Web page code records

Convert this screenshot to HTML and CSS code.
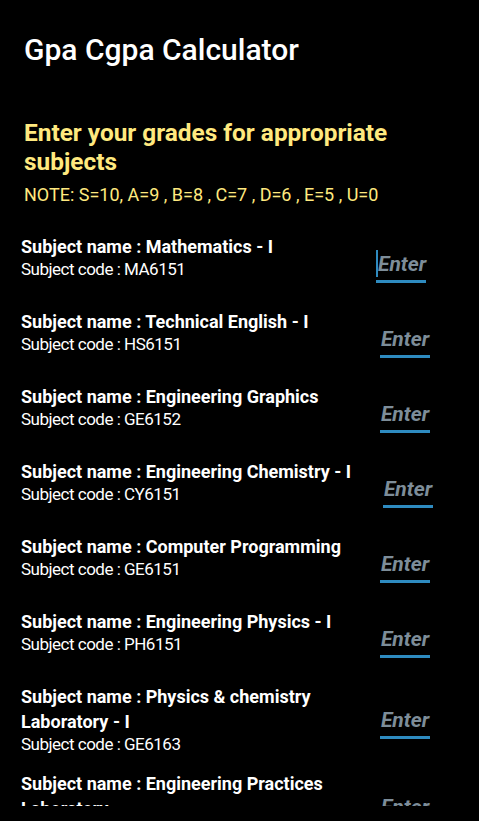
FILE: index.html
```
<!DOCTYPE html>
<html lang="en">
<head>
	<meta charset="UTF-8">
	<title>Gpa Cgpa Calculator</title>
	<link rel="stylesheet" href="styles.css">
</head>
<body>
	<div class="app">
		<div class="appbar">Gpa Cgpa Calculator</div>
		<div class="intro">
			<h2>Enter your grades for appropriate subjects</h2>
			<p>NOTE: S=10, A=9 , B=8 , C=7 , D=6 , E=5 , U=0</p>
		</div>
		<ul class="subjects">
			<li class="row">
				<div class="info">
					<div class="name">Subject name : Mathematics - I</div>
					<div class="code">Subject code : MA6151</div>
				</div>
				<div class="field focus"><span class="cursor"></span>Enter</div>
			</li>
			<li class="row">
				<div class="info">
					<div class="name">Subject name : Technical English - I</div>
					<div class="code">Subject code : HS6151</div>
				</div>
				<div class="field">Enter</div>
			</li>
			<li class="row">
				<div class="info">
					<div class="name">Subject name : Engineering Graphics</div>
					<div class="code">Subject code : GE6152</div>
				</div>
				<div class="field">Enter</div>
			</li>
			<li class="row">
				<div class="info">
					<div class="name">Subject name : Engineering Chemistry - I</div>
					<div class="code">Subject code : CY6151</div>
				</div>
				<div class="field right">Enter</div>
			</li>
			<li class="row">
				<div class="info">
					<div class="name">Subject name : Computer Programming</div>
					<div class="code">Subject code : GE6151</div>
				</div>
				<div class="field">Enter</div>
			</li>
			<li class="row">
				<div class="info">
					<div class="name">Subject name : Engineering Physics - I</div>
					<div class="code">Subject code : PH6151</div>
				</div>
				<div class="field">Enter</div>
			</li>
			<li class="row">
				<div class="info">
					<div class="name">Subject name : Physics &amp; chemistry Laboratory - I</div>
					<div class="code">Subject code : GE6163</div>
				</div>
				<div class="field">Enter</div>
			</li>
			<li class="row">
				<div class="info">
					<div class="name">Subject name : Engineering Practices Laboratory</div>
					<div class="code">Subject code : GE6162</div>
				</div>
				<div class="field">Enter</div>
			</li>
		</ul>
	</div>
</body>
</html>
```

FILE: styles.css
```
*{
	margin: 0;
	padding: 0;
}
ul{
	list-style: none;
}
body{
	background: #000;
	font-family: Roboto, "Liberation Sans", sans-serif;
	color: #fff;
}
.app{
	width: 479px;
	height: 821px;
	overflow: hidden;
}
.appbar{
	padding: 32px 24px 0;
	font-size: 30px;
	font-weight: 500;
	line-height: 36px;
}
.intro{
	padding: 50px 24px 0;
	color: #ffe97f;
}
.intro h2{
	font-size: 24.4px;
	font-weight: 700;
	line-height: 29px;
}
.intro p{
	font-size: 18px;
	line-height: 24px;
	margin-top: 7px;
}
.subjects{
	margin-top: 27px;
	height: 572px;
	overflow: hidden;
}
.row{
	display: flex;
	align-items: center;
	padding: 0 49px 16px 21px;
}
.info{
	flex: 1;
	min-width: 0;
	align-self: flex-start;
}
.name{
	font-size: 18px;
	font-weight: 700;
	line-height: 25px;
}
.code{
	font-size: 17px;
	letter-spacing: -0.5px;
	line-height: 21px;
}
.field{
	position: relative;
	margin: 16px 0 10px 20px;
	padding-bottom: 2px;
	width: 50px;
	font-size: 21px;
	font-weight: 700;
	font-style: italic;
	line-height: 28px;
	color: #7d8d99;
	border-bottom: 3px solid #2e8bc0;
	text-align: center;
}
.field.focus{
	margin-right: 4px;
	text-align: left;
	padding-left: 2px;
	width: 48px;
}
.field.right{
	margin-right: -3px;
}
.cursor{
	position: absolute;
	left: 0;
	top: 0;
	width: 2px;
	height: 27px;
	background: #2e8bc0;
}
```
...
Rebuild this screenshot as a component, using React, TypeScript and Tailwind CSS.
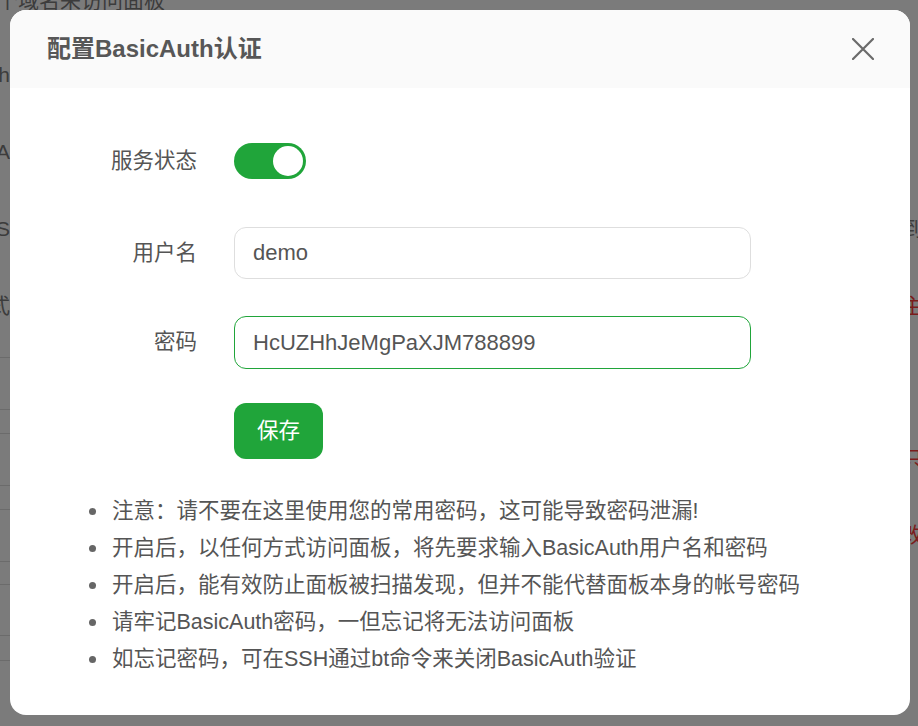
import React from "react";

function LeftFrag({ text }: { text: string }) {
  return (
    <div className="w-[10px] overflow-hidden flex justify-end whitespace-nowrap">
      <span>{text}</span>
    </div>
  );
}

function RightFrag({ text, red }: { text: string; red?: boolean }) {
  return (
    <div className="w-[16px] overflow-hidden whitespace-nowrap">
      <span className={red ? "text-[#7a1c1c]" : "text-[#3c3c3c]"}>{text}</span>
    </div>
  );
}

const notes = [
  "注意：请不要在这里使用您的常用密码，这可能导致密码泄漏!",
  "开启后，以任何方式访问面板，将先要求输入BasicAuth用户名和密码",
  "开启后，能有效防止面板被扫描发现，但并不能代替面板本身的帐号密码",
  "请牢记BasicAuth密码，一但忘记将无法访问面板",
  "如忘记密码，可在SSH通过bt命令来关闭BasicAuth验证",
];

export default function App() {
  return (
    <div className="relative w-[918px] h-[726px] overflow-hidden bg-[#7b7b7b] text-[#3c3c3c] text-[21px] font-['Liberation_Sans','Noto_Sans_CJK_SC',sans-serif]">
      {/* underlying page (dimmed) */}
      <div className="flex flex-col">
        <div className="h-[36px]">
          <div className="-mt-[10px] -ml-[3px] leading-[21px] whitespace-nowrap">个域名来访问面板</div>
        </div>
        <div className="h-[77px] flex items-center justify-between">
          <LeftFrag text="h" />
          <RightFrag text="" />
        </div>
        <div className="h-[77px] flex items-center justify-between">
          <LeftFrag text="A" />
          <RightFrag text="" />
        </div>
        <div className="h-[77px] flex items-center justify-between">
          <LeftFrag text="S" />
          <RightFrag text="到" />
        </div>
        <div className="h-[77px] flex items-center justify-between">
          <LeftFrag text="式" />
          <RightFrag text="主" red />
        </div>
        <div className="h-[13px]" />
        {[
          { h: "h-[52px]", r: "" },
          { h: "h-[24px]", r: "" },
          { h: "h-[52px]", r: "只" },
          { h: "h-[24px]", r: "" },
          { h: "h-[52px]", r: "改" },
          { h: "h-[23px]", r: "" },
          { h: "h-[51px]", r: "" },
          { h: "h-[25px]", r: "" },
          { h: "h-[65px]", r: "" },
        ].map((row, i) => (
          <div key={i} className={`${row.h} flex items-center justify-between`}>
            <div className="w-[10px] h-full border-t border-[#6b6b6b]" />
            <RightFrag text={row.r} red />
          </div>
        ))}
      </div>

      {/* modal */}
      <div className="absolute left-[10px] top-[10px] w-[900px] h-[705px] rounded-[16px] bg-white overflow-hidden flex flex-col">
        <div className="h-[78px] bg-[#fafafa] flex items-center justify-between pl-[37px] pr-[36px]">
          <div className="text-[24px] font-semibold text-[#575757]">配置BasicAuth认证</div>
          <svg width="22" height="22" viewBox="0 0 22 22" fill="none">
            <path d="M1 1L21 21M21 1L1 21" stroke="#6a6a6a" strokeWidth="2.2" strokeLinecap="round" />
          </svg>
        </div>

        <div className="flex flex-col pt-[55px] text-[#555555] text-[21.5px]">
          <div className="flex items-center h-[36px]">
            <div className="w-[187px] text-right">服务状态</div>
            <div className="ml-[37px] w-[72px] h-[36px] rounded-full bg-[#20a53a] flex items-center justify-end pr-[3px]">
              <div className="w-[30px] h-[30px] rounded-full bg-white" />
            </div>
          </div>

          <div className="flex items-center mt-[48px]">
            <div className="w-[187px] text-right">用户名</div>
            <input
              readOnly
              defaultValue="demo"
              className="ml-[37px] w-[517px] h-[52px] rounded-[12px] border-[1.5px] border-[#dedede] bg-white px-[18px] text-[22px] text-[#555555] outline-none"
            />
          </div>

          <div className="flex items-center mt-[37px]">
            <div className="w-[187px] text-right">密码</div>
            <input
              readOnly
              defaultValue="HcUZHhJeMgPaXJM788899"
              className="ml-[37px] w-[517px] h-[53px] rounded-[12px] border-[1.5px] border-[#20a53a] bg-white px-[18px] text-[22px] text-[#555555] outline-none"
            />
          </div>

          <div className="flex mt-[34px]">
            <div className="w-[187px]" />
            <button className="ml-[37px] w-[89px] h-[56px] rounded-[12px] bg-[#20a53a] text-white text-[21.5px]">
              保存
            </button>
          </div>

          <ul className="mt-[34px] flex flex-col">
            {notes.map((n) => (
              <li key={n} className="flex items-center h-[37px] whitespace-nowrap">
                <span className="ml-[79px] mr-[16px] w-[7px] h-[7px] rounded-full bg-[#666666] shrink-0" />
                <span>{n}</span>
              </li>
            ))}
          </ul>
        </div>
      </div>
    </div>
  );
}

- **REQUIREMENTS**
Transcribe, exactly as written, the lines starting at the one with "Rebuild this screenshot" and ending at the one with "import React from", and nothing more. Pictures are not part of the copy.

- **REPLY TO THE EXERCISE**
Rebuild this screenshot as a component, using React, TypeScript and Tailwind CSS.
import React from "react";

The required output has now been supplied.